Pier Luigi Bersani ricomincia a sperare in ciò che ha perseguito fin dall'inizio: la possibilità di formare una maggioranza tra Pd e frange più o meno ampie del M5S, oggi in crisi per le note vicende interne e in procinto - si dice - di spaccarsi in tre tronconi. Ma anche stavolta, come accadde nel marzo scorso, forse l'ex leader fa i conti senza l'oste: Giorgio Napolitano, dal quale dipendono i giochi.
Tre mesi orsono, l'allora segretario democratico, nonostante venisse respinto da Beppe Grillo in modo inequivocabile, fu insistente nel corteggiamento dei grillini al punto da apparire quasi ridicolo. In realtà sapeva che, qualora il Quirinale gli avesse dato il via libera, in qualche maniera sarebbe riuscito a ottenere in Parlamento i numeri per andare a Palazzo Chigi. Perché? Una parte non esigua dei pentastellati sarebbe stata pronta a supportarlo a costo di disubbidire al capo. Questo è poco ma sicuro, anche se non possiamo dimostrarlo. Il piano saltò a causa di un imprevisto: la rielezione a capo dello Stato di Napolitano.
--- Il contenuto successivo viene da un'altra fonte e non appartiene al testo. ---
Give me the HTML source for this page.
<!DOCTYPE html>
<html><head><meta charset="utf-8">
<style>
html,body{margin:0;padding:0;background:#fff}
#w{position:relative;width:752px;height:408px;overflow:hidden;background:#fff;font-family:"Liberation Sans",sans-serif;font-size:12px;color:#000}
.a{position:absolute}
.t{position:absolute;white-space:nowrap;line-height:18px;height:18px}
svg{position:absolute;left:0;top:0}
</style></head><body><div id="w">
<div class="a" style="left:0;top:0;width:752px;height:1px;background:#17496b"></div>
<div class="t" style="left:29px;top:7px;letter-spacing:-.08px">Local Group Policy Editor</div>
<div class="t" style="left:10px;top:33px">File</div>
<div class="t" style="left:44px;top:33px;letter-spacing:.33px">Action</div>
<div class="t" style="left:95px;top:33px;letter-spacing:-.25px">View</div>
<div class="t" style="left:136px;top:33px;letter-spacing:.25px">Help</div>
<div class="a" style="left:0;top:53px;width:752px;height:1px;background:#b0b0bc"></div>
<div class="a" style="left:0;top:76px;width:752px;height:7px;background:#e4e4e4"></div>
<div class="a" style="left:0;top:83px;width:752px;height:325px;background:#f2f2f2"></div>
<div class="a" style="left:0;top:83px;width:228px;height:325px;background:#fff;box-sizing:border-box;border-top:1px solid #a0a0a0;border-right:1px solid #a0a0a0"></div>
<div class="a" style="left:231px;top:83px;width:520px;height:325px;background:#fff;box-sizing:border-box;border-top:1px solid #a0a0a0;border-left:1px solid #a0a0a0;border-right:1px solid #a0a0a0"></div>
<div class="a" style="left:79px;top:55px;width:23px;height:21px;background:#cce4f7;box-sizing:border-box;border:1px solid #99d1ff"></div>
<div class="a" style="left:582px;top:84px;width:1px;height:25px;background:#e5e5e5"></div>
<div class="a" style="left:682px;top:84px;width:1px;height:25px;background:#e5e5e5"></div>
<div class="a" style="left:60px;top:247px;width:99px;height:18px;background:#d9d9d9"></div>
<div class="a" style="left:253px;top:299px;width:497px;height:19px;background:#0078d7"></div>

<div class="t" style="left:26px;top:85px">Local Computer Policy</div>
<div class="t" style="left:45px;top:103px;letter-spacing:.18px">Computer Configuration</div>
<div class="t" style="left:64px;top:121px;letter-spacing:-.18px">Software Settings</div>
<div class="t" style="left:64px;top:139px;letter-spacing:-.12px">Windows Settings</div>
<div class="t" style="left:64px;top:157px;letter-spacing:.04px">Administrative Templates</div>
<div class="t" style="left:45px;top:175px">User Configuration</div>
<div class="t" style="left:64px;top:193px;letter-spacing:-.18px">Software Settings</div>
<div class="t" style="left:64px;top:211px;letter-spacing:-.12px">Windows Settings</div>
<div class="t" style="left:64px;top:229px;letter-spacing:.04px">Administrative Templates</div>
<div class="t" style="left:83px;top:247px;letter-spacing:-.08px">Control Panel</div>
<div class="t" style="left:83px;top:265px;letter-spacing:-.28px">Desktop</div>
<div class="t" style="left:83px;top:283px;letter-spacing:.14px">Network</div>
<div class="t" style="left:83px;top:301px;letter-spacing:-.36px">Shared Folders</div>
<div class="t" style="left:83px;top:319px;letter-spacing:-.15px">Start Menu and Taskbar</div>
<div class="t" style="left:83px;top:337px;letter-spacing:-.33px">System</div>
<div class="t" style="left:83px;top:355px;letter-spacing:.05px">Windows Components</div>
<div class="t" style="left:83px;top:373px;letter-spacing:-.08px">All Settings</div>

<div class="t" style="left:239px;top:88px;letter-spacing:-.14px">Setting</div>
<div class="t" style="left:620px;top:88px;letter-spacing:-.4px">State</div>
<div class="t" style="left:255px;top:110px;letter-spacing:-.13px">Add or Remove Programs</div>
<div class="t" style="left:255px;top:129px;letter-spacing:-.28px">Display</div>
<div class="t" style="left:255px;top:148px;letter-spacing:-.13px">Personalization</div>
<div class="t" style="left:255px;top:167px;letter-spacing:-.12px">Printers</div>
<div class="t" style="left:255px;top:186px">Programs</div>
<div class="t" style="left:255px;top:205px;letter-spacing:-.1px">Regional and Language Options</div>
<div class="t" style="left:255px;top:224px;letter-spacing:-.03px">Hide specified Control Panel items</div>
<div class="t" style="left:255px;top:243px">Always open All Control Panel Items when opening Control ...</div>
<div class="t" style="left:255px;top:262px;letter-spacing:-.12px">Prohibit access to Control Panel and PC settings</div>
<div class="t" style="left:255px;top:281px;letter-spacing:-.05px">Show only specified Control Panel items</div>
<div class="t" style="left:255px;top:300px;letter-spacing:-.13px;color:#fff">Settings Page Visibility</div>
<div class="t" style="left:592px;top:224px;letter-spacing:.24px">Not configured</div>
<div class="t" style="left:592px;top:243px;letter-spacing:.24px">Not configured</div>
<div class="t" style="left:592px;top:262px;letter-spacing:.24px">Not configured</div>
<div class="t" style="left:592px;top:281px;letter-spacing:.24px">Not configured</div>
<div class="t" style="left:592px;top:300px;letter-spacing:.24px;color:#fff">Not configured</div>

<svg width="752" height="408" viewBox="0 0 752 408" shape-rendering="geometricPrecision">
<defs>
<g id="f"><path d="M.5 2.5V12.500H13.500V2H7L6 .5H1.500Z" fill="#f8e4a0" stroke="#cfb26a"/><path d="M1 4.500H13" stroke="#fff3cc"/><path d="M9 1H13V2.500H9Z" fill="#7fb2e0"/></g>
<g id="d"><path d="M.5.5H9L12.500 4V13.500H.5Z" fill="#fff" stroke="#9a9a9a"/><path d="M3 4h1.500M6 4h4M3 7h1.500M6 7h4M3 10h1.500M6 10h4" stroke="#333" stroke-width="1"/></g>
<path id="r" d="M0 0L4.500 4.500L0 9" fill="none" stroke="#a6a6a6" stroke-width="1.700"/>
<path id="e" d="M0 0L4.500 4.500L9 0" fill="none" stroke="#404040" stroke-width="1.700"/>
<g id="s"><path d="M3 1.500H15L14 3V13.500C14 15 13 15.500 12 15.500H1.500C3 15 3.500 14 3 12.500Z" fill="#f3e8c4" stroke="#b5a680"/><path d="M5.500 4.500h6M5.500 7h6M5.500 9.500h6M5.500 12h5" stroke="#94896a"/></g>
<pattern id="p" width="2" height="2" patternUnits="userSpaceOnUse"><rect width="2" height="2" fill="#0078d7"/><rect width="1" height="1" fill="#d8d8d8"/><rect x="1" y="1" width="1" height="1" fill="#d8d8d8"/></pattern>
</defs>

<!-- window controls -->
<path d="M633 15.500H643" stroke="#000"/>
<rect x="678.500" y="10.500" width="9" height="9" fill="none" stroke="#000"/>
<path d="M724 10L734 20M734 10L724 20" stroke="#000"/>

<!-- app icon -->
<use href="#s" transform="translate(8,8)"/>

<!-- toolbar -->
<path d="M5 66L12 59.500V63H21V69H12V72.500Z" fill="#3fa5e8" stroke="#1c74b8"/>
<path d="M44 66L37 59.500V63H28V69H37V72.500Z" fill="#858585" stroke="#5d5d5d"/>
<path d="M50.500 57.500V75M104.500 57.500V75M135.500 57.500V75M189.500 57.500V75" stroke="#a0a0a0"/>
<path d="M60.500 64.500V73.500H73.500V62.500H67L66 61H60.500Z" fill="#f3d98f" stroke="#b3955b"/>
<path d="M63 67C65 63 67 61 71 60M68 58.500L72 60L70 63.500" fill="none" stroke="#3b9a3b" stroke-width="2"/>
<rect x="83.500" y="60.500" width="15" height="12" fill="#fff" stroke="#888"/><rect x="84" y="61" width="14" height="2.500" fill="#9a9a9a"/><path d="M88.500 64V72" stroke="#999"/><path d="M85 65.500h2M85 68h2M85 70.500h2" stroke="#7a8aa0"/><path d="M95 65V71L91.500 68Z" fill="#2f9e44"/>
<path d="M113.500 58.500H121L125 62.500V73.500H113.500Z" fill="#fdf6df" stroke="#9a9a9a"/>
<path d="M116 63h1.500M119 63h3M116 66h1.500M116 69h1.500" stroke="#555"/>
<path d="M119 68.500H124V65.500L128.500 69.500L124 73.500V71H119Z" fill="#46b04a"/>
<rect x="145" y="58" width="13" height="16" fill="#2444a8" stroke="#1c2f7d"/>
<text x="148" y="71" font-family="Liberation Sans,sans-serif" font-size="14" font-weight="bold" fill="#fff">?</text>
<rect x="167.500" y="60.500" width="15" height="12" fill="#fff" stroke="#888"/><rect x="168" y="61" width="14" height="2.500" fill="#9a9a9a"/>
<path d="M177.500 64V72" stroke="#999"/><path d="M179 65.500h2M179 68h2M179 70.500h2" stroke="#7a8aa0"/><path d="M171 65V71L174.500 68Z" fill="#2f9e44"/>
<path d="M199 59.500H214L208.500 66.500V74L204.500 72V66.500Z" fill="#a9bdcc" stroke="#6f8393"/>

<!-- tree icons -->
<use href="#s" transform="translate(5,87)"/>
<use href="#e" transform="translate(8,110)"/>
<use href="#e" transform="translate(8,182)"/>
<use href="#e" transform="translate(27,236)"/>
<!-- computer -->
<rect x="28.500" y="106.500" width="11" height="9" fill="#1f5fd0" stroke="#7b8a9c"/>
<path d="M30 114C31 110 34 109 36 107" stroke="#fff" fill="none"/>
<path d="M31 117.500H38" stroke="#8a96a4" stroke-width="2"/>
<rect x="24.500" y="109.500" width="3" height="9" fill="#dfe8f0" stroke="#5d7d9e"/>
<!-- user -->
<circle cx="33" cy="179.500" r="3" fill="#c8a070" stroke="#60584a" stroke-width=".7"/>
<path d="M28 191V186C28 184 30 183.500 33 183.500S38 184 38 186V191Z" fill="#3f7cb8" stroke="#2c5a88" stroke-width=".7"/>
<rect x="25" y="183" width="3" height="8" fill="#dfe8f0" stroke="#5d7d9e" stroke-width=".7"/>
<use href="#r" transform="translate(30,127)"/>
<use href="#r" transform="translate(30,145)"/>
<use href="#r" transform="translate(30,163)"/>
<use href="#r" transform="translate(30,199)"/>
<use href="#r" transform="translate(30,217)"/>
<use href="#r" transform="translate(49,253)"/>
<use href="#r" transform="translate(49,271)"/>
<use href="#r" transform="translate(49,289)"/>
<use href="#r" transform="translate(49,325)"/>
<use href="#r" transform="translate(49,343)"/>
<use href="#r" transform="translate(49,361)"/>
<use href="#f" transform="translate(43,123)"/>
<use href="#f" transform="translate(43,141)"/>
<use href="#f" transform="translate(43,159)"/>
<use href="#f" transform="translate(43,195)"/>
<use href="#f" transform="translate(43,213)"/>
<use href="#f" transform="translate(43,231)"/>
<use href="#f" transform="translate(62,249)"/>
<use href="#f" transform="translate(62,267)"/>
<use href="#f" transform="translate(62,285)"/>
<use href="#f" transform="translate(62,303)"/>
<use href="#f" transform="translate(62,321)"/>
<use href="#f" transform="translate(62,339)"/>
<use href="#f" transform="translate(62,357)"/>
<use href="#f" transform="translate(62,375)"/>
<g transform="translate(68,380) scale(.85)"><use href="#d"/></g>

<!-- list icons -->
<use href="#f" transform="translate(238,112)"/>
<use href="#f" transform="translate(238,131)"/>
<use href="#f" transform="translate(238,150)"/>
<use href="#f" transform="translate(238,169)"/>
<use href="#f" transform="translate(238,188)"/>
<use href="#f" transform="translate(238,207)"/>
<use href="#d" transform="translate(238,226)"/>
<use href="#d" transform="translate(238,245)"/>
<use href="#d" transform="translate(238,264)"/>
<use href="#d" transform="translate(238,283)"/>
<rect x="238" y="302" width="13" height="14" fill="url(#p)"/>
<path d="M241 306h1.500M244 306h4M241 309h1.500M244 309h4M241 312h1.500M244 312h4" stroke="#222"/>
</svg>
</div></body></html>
Che, una volta confermato per mancanza di alternative, invece di dare il via libera a Bersani chiamò Enrico Letta e gli affidò l'incarico di formare il governo delle larghe intese.
Fin qui è tutto chiaro? Ora che il M5S è sotto effetto sismico, il predecessore di Guglielmo Epifani medita la rivincita. Pensa che un rimescolamento di carte alle Camere riporterebbe d'attualità l'ipotesi di una coalizione identica a quella che egli aveva immaginato subito dopo il voto: Pd più una frazione cospicua di grillini. Il suo ragionamento starebbe in piedi se non contrastasse con le idee e le decisioni assunte dal presidente della Repubblica nel momento stesso in cui accettò di essere rieletto. Napolitano non scherza: quando accolse l'invito di vari politici, tra cui Silvio Berlusconi, a rimanere ai vertici dello Stato, pose condizioni precise: o si fa come dico io oppure non ci sto. Non solo: se a lavori in corso si dovesse sviare dalla rotta da me indicata, mi dimetterei. Fa fede il discorso che egli pronunciò a Montecitorio nell'ufficialità del suo secondo insediamento. I lettori rammenteranno.
E allora ci domandiamo come possa illudersi Bersani di ribaltare la situazione a proprio piacimento. Salvo imprevisti, il Quirinale non vorrà neanche sentire parlare di un rimescolamento della maggioranza. Qualsiasi sommovimento si verificasse all'interno del M5S, il Quirinale terrebbe la barra diritta e farebbe di tutto per dare continuità all'esecutivo di Letta appoggiato dai due schieramenti tradizionalmente avversari. Non sarà di certo Re Giorgio a benedire un ribaltone provocato da Bersani. Non potrebbe farlo se non rimangiandosi - cosa che non farà - la linea seguita fin dalla prima fase postelettorale. E, qualora si trovasse costretto a subire le manovre dell'ex segretario pd, supponiamo che manterrebbe la promessa di rinunciare alla presidenza.
Naturalmente questi sono ragionamenti nostri, ma, basandosi su elementi «storici», non hanno la caratteristica della gratuità. Napolitano non è tipo da girare la frittata a seconda delle convenienze e, piuttosto che piegarsi alle pressioni degli ex compagni, farebbe le valigie senza indugi. Se poi abbandonasse il Colle, il Paese precipiterebbe nel caos.
L'Italia non vuole darsi il presidenzialismo, eppure ce l'ha già. A sua insaputa. Bersani si metta il cuore in pace. La quaglia è volata via. Aspetti tempi migliori per rialzare la cresta.